Restate each line of the listing exactly, without carrying over any pictures.

» **AVAILABLE RECORDS**

'''

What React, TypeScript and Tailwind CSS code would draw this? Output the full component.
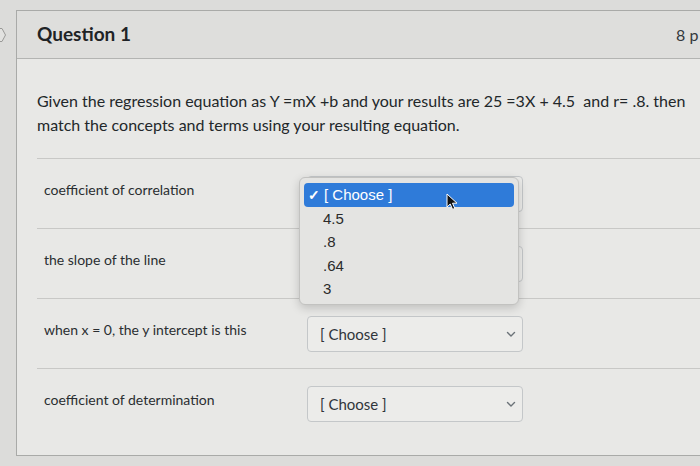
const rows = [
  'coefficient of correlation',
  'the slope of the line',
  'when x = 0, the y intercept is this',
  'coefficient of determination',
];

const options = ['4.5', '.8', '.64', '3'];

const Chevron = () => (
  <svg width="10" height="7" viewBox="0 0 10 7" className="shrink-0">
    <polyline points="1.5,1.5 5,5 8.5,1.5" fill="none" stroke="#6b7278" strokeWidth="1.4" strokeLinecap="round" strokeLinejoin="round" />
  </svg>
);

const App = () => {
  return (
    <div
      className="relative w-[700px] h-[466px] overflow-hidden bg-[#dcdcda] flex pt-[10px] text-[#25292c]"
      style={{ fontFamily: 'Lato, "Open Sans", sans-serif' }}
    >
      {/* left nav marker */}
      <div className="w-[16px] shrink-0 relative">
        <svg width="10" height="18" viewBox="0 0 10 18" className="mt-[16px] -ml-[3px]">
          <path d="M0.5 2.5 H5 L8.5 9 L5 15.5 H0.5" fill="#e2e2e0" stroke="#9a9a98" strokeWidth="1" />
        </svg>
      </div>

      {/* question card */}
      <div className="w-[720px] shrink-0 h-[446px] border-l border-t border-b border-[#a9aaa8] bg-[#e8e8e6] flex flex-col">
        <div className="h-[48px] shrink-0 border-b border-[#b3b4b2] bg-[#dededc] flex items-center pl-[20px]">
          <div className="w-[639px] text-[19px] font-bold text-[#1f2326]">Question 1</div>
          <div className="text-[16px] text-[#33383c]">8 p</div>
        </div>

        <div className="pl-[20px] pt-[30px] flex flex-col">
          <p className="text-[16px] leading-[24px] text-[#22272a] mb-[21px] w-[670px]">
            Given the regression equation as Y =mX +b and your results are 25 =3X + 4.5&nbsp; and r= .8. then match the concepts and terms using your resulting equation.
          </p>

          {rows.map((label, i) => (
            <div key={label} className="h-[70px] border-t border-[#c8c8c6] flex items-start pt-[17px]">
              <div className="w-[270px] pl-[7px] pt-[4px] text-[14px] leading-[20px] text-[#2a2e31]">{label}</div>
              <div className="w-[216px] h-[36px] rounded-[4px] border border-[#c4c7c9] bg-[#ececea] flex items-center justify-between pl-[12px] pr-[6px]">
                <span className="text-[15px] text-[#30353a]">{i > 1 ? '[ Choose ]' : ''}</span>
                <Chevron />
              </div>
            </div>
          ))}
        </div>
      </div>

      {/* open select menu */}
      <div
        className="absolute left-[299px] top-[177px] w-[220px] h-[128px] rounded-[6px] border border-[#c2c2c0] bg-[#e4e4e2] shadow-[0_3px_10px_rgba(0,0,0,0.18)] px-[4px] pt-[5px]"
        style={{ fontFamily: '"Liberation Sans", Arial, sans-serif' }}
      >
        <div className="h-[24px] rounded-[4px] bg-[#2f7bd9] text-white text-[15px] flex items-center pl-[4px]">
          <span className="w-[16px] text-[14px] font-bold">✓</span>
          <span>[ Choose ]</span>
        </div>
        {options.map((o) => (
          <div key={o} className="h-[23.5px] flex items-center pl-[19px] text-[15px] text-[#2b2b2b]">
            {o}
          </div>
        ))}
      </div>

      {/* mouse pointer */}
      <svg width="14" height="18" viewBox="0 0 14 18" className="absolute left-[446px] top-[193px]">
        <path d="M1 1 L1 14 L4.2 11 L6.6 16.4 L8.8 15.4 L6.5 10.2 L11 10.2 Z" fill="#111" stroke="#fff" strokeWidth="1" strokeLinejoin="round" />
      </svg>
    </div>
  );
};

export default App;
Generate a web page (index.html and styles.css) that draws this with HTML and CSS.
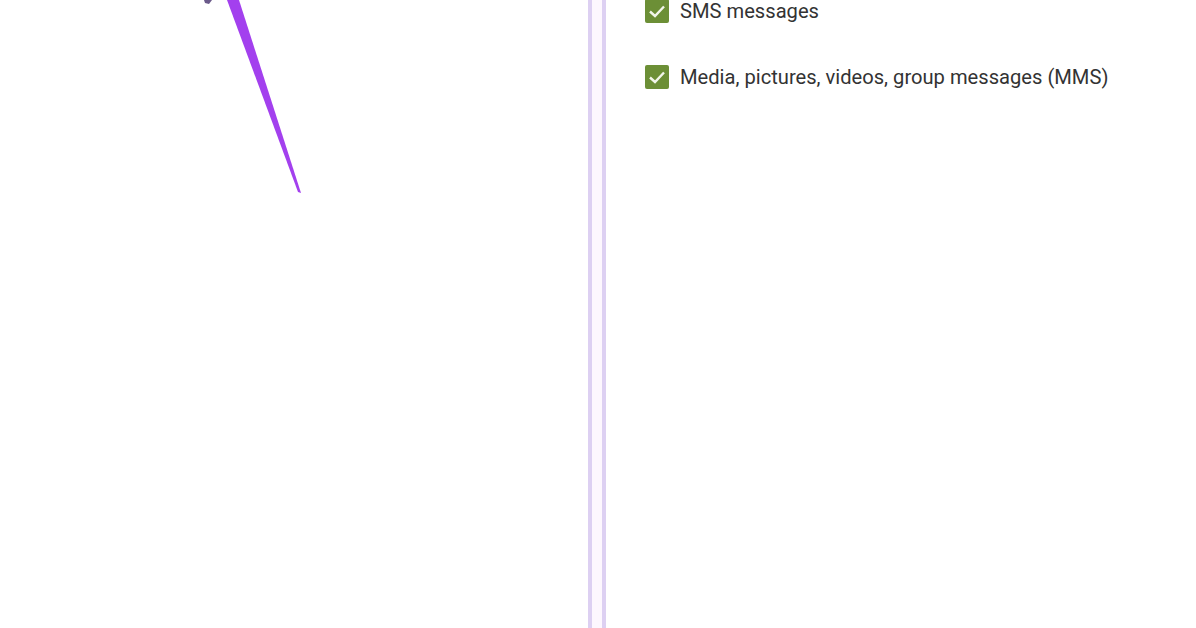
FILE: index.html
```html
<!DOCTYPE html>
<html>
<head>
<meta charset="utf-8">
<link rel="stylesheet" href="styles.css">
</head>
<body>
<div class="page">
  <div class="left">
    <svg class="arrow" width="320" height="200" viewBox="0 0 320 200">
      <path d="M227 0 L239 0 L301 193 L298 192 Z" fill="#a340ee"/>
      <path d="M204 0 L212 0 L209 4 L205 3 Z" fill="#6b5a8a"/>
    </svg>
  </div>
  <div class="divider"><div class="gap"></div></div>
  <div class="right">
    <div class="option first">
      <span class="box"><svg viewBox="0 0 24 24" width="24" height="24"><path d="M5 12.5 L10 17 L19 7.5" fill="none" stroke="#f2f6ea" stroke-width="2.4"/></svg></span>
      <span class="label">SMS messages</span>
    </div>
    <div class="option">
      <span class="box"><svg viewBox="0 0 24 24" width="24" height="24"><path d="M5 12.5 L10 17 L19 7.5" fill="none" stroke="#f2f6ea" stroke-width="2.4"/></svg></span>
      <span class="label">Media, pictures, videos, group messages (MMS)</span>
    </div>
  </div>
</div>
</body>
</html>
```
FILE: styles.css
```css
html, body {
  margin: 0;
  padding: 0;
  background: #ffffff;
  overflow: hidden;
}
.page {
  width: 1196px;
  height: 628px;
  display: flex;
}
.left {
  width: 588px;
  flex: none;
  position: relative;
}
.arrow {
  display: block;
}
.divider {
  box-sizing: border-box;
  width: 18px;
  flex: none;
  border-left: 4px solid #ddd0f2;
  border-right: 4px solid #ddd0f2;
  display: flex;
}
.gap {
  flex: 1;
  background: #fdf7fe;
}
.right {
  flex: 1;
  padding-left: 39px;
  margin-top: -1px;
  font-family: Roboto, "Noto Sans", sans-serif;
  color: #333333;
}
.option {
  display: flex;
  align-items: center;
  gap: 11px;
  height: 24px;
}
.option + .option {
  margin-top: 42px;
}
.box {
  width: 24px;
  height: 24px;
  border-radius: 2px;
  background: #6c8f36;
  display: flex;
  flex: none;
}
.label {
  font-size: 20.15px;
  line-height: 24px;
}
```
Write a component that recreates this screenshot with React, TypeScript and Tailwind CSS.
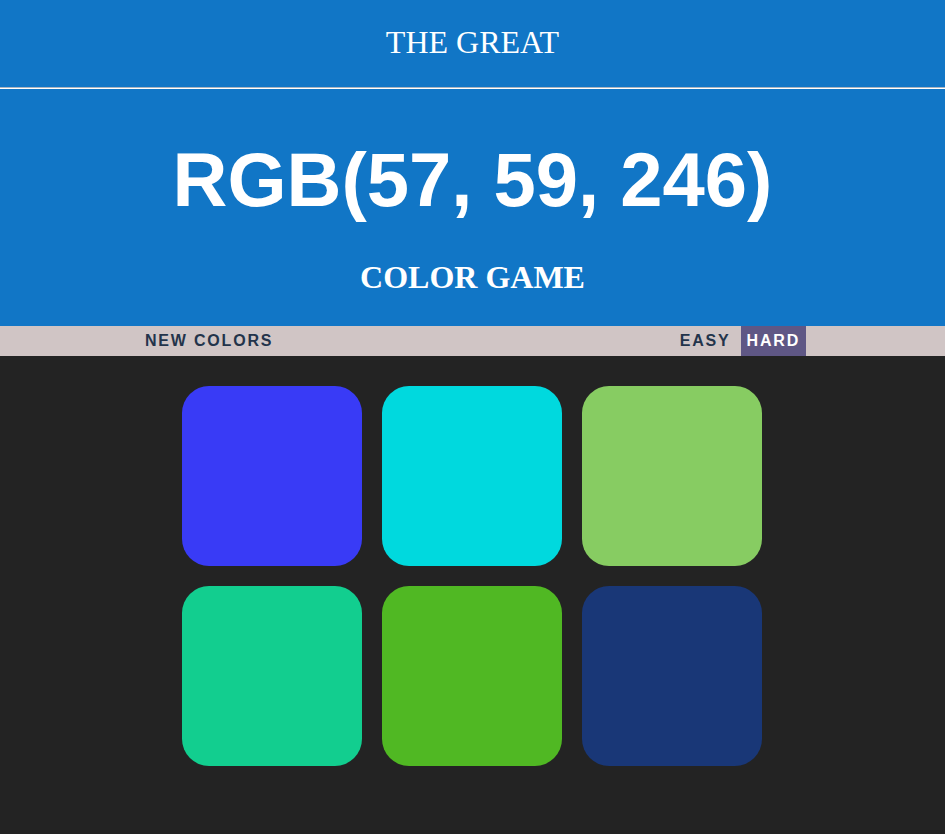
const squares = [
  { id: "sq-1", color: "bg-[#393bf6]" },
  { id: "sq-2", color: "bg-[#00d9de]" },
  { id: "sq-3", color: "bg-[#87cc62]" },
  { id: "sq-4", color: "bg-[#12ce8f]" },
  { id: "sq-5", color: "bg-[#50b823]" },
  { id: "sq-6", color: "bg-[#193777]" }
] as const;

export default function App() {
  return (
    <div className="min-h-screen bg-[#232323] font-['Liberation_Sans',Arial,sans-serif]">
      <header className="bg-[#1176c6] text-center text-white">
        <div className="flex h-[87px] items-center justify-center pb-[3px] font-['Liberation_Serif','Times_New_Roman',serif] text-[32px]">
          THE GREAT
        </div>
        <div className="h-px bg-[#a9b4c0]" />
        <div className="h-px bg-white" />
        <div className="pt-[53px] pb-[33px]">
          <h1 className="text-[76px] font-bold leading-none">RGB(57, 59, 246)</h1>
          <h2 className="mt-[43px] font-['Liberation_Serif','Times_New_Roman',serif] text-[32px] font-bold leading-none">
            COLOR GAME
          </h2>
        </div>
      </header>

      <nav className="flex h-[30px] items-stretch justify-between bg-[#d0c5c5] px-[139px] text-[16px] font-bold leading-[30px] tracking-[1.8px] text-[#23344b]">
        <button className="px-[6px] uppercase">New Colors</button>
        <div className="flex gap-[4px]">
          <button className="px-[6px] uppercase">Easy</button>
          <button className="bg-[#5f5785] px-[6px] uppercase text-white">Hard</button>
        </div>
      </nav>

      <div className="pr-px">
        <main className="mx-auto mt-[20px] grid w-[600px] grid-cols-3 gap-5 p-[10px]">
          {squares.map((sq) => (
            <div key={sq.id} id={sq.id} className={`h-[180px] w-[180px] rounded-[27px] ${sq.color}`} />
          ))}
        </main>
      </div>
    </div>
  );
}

'''

» **RESULT OF THE EXERCISE**
What React, TypeScript and Tailwind CSS code would draw this? Output the full component.
const rows = [
  'coefficient of correlation',
  'the slope of the line',
  'when x = 0, the y intercept is this',
  'coefficient of determination',
];

const options = ['4.5', '.8', '.64', '3'];

const Chevron = () => (
  <svg width="10" height="7" viewBox="0 0 10 7" className="shrink-0">
    <polyline points="1.5,1.5 5,5 8.5,1.5" fill="none" stroke="#6b7278" strokeWidth="1.4" strokeLinecap="round" strokeLinejoin="round" />
  </svg>
);

const App = () => {
  return (
    <div
      className="relative w-[700px] h-[466px] overflow-hidden bg-[#dcdcda] flex pt-[10px] text-[#25292c]"
      style={{ fontFamily: 'Lato, "Open Sans", sans-serif' }}
    >
      {/* left nav marker */}
      <div className="w-[16px] shrink-0 relative">
        <svg width="10" height="18" viewBox="0 0 10 18" className="mt-[16px] -ml-[3px]">
          <path d="M0.5 2.5 H5 L8.5 9 L5 15.5 H0.5" fill="#e2e2e0" stroke="#9a9a98" strokeWidth="1" />
        </svg>
      </div>

      {/* question card */}
      <div className="w-[720px] shrink-0 h-[446px] border-l border-t border-b border-[#a9aaa8] bg-[#e8e8e6] flex flex-col">
        <div className="h-[48px] shrink-0 border-b border-[#b3b4b2] bg-[#dededc] flex items-center pl-[20px]">
          <div className="w-[639px] text-[19px] font-bold text-[#1f2326]">Question 1</div>
          <div className="text-[16px] text-[#33383c]">8 p</div>
        </div>

        <div className="pl-[20px] pt-[30px] flex flex-col">
          <p className="text-[16px] leading-[24px] text-[#22272a] mb-[21px] w-[670px]">
            Given the regression equation as Y =mX +b and your results are 25 =3X + 4.5&nbsp; and r= .8. then match the concepts and terms using your resulting equation.
          </p>

          {rows.map((label, i) => (
            <div key={label} className="h-[70px] border-t border-[#c8c8c6] flex items-start pt-[17px]">
              <div className="w-[270px] pl-[7px] pt-[4px] text-[14px] leading-[20px] text-[#2a2e31]">{label}</div>
              <div className="w-[216px] h-[36px] rounded-[4px] border border-[#c4c7c9] bg-[#ececea] flex items-center justify-between pl-[12px] pr-[6px]">
                <span className="text-[15px] text-[#30353a]">{i > 1 ? '[ Choose ]' : ''}</span>
                <Chevron />
              </div>
            </div>
          ))}
        </div>
      </div>

      {/* open select menu */}
      <div
        className="absolute left-[299px] top-[177px] w-[220px] h-[128px] rounded-[6px] border border-[#c2c2c0] bg-[#e4e4e2] shadow-[0_3px_10px_rgba(0,0,0,0.18)] px-[4px] pt-[5px]"
        style={{ fontFamily: '"Liberation Sans", Arial, sans-serif' }}
      >
        <div className="h-[24px] rounded-[4px] bg-[#2f7bd9] text-white text-[15px] flex items-center pl-[4px]">
          <span className="w-[16px] text-[14px] font-bold">✓</span>
          <span>[ Choose ]</span>
        </div>
        {options.map((o) => (
          <div key={o} className="h-[23.5px] flex items-center pl-[19px] text-[15px] text-[#2b2b2b]">
            {o}
          </div>
        ))}
      </div>

      {/* mouse pointer */}
      <svg width="14" height="18" viewBox="0 0 14 18" className="absolute left-[446px] top-[193px]">
        <path d="M1 1 L1 14 L4.2 11 L6.6 16.4 L8.8 15.4 L6.5 10.2 L11 10.2 Z" fill="#111" stroke="#fff" strokeWidth="1" strokeLinejoin="round" />
      </svg>
    </div>
  );
};

export default App;
Generate a web page (index.html and styles.css) that draws this with HTML and CSS.
FILE: index.html
```html
<!DOCTYPE html>
<html>
<head>
<meta charset="utf-8">
<link rel="stylesheet" href="styles.css">
</head>
<body>
<div class="page">
  <div class="left">
    <svg class="arrow" width="320" height="200" viewBox="0 0 320 200">
      <path d="M227 0 L239 0 L301 193 L298 192 Z" fill="#a340ee"/>
      <path d="M204 0 L212 0 L209 4 L205 3 Z" fill="#6b5a8a"/>
    </svg>
  </div>
  <div class="divider"><div class="gap"></div></div>
  <div class="right">
    <div class="option first">
      <span class="box"><svg viewBox="0 0 24 24" width="24" height="24"><path d="M5 12.5 L10 17 L19 7.5" fill="none" stroke="#f2f6ea" stroke-width="2.4"/></svg></span>
      <span class="label">SMS messages</span>
    </div>
    <div class="option">
      <span class="box"><svg viewBox="0 0 24 24" width="24" height="24"><path d="M5 12.5 L10 17 L19 7.5" fill="none" stroke="#f2f6ea" stroke-width="2.4"/></svg></span>
      <span class="label">Media, pictures, videos, group messages (MMS)</span>
    </div>
  </div>
</div>
</body>
</html>
```
FILE: styles.css
```css
html, body {
  margin: 0;
  padding: 0;
  background: #ffffff;
  overflow: hidden;
}
.page {
  width: 1196px;
  height: 628px;
  display: flex;
}
.left {
  width: 588px;
  flex: none;
  position: relative;
}
.arrow {
  display: block;
}
.divider {
  box-sizing: border-box;
  width: 18px;
  flex: none;
  border-left: 4px solid #ddd0f2;
  border-right: 4px solid #ddd0f2;
  display: flex;
}
.gap {
  flex: 1;
  background: #fdf7fe;
}
.right {
  flex: 1;
  padding-left: 39px;
  margin-top: -1px;
  font-family: Roboto, "Noto Sans", sans-serif;
  color: #333333;
}
.option {
  display: flex;
  align-items: center;
  gap: 11px;
  height: 24px;
}
.option + .option {
  margin-top: 42px;
}
.box {
  width: 24px;
  height: 24px;
  border-radius: 2px;
  background: #6c8f36;
  display: flex;
  flex: none;
}
.label {
  font-size: 20.15px;
  line-height: 24px;
}
```
Write a component that recreates this screenshot with React, TypeScript and Tailwind CSS.
const squares = [
  { id: "sq-1", color: "bg-[#393bf6]" },
  { id: "sq-2", color: "bg-[#00d9de]" },
  { id: "sq-3", color: "bg-[#87cc62]" },
  { id: "sq-4", color: "bg-[#12ce8f]" },
  { id: "sq-5", color: "bg-[#50b823]" },
  { id: "sq-6", color: "bg-[#193777]" }
] as const;

export default function App() {
  return (
    <div className="min-h-screen bg-[#232323] font-['Liberation_Sans',Arial,sans-serif]">
      <header className="bg-[#1176c6] text-center text-white">
        <div className="flex h-[87px] items-center justify-center pb-[3px] font-['Liberation_Serif','Times_New_Roman',serif] text-[32px]">
          THE GREAT
        </div>
        <div className="h-px bg-[#a9b4c0]" />
        <div className="h-px bg-white" />
        <div className="pt-[53px] pb-[33px]">
          <h1 className="text-[76px] font-bold leading-none">RGB(57, 59, 246)</h1>
          <h2 className="mt-[43px] font-['Liberation_Serif','Times_New_Roman',serif] text-[32px] font-bold leading-none">
            COLOR GAME
          </h2>
        </div>
      </header>

      <nav className="flex h-[30px] items-stretch justify-between bg-[#d0c5c5] px-[139px] text-[16px] font-bold leading-[30px] tracking-[1.8px] text-[#23344b]">
        <button className="px-[6px] uppercase">New Colors</button>
        <div className="flex gap-[4px]">
          <button className="px-[6px] uppercase">Easy</button>
          <button className="bg-[#5f5785] px-[6px] uppercase text-white">Hard</button>
        </div>
      </nav>

      <div className="pr-px">
        <main className="mx-auto mt-[20px] grid w-[600px] grid-cols-3 gap-5 p-[10px]">
          {squares.map((sq) => (
            <div key={sq.id} id={sq.id} className={`h-[180px] w-[180px] rounded-[27px] ${sq.color}`} />
          ))}
        </main>
      </div>
    </div>
  );
}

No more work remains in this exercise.